* YOUR TASK
Take the material below and retype it in full; pictures are left out.

━━ INFORMATION PROVIDED

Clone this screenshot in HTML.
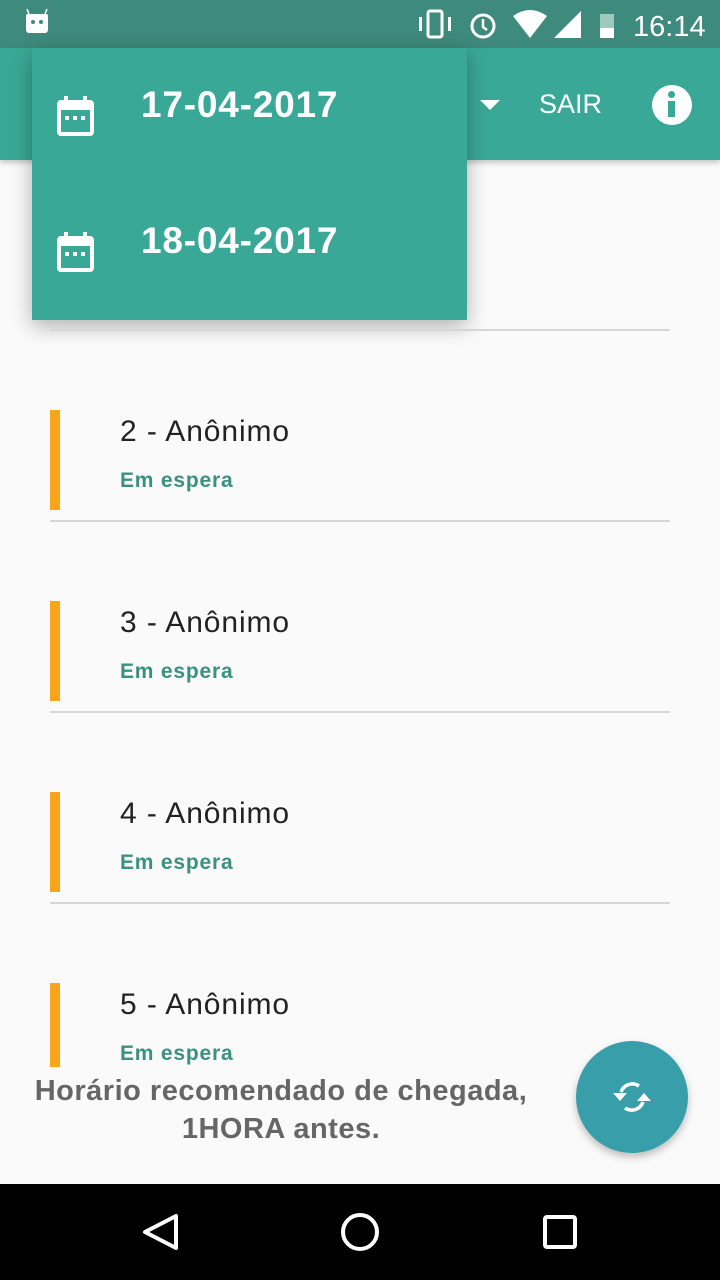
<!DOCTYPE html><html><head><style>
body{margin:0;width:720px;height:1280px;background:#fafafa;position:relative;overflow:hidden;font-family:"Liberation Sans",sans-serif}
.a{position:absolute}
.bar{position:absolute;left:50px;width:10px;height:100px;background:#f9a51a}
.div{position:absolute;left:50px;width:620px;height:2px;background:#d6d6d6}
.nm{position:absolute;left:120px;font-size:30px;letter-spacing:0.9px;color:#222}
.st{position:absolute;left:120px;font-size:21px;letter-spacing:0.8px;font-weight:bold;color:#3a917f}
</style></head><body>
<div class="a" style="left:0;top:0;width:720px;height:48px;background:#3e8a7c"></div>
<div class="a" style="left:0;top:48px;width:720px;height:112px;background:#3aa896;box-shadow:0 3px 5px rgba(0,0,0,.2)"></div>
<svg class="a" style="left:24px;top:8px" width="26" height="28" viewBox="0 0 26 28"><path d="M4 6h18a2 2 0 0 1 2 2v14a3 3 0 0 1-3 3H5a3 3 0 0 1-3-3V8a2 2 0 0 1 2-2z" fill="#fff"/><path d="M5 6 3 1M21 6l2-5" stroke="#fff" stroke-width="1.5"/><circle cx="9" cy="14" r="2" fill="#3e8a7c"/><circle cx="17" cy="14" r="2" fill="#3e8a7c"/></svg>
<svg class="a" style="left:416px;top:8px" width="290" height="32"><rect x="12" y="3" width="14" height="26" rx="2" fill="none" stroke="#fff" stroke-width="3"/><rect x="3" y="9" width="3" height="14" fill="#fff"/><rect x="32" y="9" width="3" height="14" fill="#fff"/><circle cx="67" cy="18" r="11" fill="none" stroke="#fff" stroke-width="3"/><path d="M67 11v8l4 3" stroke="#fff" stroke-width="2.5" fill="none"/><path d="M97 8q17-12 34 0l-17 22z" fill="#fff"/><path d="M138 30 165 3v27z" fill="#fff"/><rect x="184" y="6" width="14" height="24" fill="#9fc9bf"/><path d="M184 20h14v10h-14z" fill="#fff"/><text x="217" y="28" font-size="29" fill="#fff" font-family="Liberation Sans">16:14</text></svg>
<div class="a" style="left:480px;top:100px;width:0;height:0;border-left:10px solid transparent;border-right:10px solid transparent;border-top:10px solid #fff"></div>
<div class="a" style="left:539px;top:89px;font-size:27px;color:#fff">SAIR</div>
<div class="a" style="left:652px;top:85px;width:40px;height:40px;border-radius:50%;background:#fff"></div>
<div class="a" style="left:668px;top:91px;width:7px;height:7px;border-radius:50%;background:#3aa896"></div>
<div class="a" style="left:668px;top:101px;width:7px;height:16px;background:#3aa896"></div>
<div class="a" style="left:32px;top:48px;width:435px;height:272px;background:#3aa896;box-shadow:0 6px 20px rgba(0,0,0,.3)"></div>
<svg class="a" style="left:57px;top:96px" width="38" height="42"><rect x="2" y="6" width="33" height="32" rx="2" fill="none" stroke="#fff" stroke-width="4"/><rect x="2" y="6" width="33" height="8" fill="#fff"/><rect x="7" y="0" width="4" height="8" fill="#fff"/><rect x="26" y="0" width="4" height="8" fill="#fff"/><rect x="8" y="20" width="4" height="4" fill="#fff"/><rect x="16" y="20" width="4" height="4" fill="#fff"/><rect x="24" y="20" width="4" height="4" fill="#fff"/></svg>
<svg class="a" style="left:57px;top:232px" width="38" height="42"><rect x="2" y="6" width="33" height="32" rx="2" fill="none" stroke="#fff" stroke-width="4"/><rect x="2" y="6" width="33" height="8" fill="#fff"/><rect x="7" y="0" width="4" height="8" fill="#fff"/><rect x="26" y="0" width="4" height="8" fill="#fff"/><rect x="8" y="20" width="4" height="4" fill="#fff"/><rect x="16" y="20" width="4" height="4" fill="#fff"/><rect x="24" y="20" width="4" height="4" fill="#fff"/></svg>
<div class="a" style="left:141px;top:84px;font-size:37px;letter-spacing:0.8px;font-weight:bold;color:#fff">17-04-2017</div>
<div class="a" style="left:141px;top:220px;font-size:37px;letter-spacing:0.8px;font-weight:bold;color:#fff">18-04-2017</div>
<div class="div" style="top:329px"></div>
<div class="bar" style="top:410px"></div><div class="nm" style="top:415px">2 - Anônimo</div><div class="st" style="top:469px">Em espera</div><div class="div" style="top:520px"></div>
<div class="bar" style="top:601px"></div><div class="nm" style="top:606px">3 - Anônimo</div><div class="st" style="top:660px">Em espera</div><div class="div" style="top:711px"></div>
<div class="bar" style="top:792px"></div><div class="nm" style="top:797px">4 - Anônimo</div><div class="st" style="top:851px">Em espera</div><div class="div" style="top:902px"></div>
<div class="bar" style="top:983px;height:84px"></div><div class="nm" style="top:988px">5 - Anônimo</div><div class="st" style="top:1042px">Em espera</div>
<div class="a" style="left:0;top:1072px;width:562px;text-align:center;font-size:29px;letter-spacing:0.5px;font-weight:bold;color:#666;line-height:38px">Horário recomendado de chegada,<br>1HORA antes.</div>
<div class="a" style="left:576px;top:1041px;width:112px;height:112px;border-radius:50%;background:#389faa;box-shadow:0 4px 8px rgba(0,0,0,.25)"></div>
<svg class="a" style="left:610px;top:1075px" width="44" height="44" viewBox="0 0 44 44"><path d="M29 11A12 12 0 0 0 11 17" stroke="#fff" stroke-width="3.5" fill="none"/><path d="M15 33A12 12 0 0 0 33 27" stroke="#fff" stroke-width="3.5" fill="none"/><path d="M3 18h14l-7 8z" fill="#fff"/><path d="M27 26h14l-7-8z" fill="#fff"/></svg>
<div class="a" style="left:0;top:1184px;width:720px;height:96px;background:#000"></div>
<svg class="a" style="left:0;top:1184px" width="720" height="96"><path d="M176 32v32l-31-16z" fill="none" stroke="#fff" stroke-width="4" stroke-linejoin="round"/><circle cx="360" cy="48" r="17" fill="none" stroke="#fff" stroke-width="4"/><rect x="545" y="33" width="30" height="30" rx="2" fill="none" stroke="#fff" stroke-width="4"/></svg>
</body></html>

━━━━

* REPLY
Clone this screenshot in HTML.
<!DOCTYPE html><html><head><style>
body{margin:0;width:720px;height:1280px;background:#fafafa;position:relative;overflow:hidden;font-family:"Liberation Sans",sans-serif}
.a{position:absolute}
.bar{position:absolute;left:50px;width:10px;height:100px;background:#f9a51a}
.div{position:absolute;left:50px;width:620px;height:2px;background:#d6d6d6}
.nm{position:absolute;left:120px;font-size:30px;letter-spacing:0.9px;color:#222}
.st{position:absolute;left:120px;font-size:21px;letter-spacing:0.8px;font-weight:bold;color:#3a917f}
</style></head><body>
<div class="a" style="left:0;top:0;width:720px;height:48px;background:#3e8a7c"></div>
<div class="a" style="left:0;top:48px;width:720px;height:112px;background:#3aa896;box-shadow:0 3px 5px rgba(0,0,0,.2)"></div>
<svg class="a" style="left:24px;top:8px" width="26" height="28" viewBox="0 0 26 28"><path d="M4 6h18a2 2 0 0 1 2 2v14a3 3 0 0 1-3 3H5a3 3 0 0 1-3-3V8a2 2 0 0 1 2-2z" fill="#fff"/><path d="M5 6 3 1M21 6l2-5" stroke="#fff" stroke-width="1.5"/><circle cx="9" cy="14" r="2" fill="#3e8a7c"/><circle cx="17" cy="14" r="2" fill="#3e8a7c"/></svg>
<svg class="a" style="left:416px;top:8px" width="290" height="32"><rect x="12" y="3" width="14" height="26" rx="2" fill="none" stroke="#fff" stroke-width="3"/><rect x="3" y="9" width="3" height="14" fill="#fff"/><rect x="32" y="9" width="3" height="14" fill="#fff"/><circle cx="67" cy="18" r="11" fill="none" stroke="#fff" stroke-width="3"/><path d="M67 11v8l4 3" stroke="#fff" stroke-width="2.5" fill="none"/><path d="M97 8q17-12 34 0l-17 22z" fill="#fff"/><path d="M138 30 165 3v27z" fill="#fff"/><rect x="184" y="6" width="14" height="24" fill="#9fc9bf"/><path d="M184 20h14v10h-14z" fill="#fff"/><text x="217" y="28" font-size="29" fill="#fff" font-family="Liberation Sans">16:14</text></svg>
<div class="a" style="left:480px;top:100px;width:0;height:0;border-left:10px solid transparent;border-right:10px solid transparent;border-top:10px solid #fff"></div>
<div class="a" style="left:539px;top:89px;font-size:27px;color:#fff">SAIR</div>
<div class="a" style="left:652px;top:85px;width:40px;height:40px;border-radius:50%;background:#fff"></div>
<div class="a" style="left:668px;top:91px;width:7px;height:7px;border-radius:50%;background:#3aa896"></div>
<div class="a" style="left:668px;top:101px;width:7px;height:16px;background:#3aa896"></div>
<div class="a" style="left:32px;top:48px;width:435px;height:272px;background:#3aa896;box-shadow:0 6px 20px rgba(0,0,0,.3)"></div>
<svg class="a" style="left:57px;top:96px" width="38" height="42"><rect x="2" y="6" width="33" height="32" rx="2" fill="none" stroke="#fff" stroke-width="4"/><rect x="2" y="6" width="33" height="8" fill="#fff"/><rect x="7" y="0" width="4" height="8" fill="#fff"/><rect x="26" y="0" width="4" height="8" fill="#fff"/><rect x="8" y="20" width="4" height="4" fill="#fff"/><rect x="16" y="20" width="4" height="4" fill="#fff"/><rect x="24" y="20" width="4" height="4" fill="#fff"/></svg>
<svg class="a" style="left:57px;top:232px" width="38" height="42"><rect x="2" y="6" width="33" height="32" rx="2" fill="none" stroke="#fff" stroke-width="4"/><rect x="2" y="6" width="33" height="8" fill="#fff"/><rect x="7" y="0" width="4" height="8" fill="#fff"/><rect x="26" y="0" width="4" height="8" fill="#fff"/><rect x="8" y="20" width="4" height="4" fill="#fff"/><rect x="16" y="20" width="4" height="4" fill="#fff"/><rect x="24" y="20" width="4" height="4" fill="#fff"/></svg>
<div class="a" style="left:141px;top:84px;font-size:37px;letter-spacing:0.8px;font-weight:bold;color:#fff">17-04-2017</div>
<div class="a" style="left:141px;top:220px;font-size:37px;letter-spacing:0.8px;font-weight:bold;color:#fff">18-04-2017</div>
<div class="div" style="top:329px"></div>
<div class="bar" style="top:410px"></div><div class="nm" style="top:415px">2 - Anônimo</div><div class="st" style="top:469px">Em espera</div><div class="div" style="top:520px"></div>
<div class="bar" style="top:601px"></div><div class="nm" style="top:606px">3 - Anônimo</div><div class="st" style="top:660px">Em espera</div><div class="div" style="top:711px"></div>
<div class="bar" style="top:792px"></div><div class="nm" style="top:797px">4 - Anônimo</div><div class="st" style="top:851px">Em espera</div><div class="div" style="top:902px"></div>
<div class="bar" style="top:983px;height:84px"></div><div class="nm" style="top:988px">5 - Anônimo</div><div class="st" style="top:1042px">Em espera</div>
<div class="a" style="left:0;top:1072px;width:562px;text-align:center;font-size:29px;letter-spacing:0.5px;font-weight:bold;color:#666;line-height:38px">Horário recomendado de chegada,<br>1HORA antes.</div>
<div class="a" style="left:576px;top:1041px;width:112px;height:112px;border-radius:50%;background:#389faa;box-shadow:0 4px 8px rgba(0,0,0,.25)"></div>
<svg class="a" style="left:610px;top:1075px" width="44" height="44" viewBox="0 0 44 44"><path d="M29 11A12 12 0 0 0 11 17" stroke="#fff" stroke-width="3.5" fill="none"/><path d="M15 33A12 12 0 0 0 33 27" stroke="#fff" stroke-width="3.5" fill="none"/><path d="M3 18h14l-7 8z" fill="#fff"/><path d="M27 26h14l-7-8z" fill="#fff"/></svg>
<div class="a" style="left:0;top:1184px;width:720px;height:96px;background:#000"></div>
<svg class="a" style="left:0;top:1184px" width="720" height="96"><path d="M176 32v32l-31-16z" fill="none" stroke="#fff" stroke-width="4" stroke-linejoin="round"/><circle cx="360" cy="48" r="17" fill="none" stroke="#fff" stroke-width="4"/><rect x="545" y="33" width="30" height="30" rx="2" fill="none" stroke="#fff" stroke-width="4"/></svg>
</body></html>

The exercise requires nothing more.